Violations of Assumptions

  • Watch out for biased sampling and remember the sources of bias in surveys.
  • Consider independence; although it's difficult to check, think about whether values in the sample are mutually independent.
  • Be cautious about sample size, as it can affect the validity of confidence intervals for proportions.

Standard Deviation of a Sampling Distribution

  • The standard deviation of a sampling model provides key information about it.
  • The standard deviation of the sampling distribution of a proportion is \sqrt{\frac{pq}{n}} , where q = 1 – p.

Constructing Confidence Intervals

  • Construct a confidence interval for a proportion, p, as the statistic, \hat{p} , plus and minus a margin of error.
  • The margin of error consists of a critical value based on the sampling model times a standard error based on the sample.
  • The critical value is found from the Normal model.
  • The standard error of a sample proportion is calculated as \sqrt{\frac{\hat{p}\hat{q}}{n}} .

Interpreting Confidence Intervals Properly

  • Claim the specified level of confidence that the computed interval covers the true value.
  • Understand the importance of the sample size, n, in improving both the certainty (confidence level) and precision (margin of error).
  • For fixed sample size and proportion, more certainty requires less precision, and vice versa.

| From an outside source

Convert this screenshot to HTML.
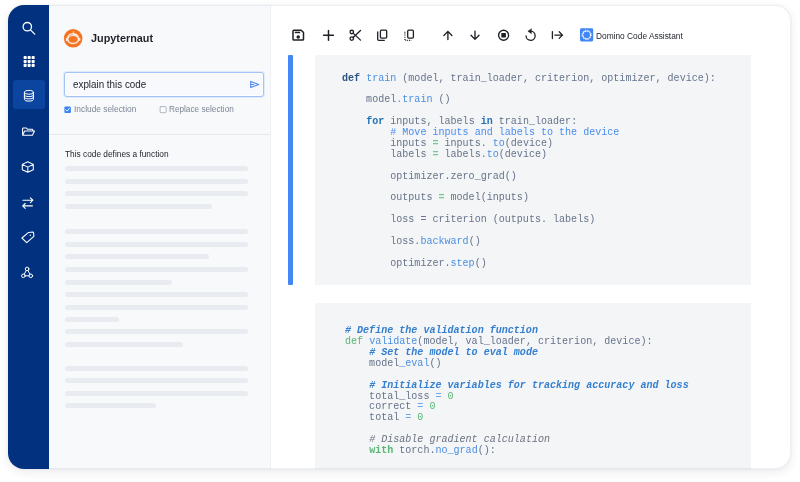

Assumptions and Conditions

  • Know and check the assumptions and conditions for finding and interpreting confidence intervals, including:
    • Independence Assumption / Randomization Condition
    • 10% Condition
    • Success/Failure Condition
  • Be able to invert the calculation of the margin of error to find the required sample size, given a proportion, a confidence level, and a desired margin of error.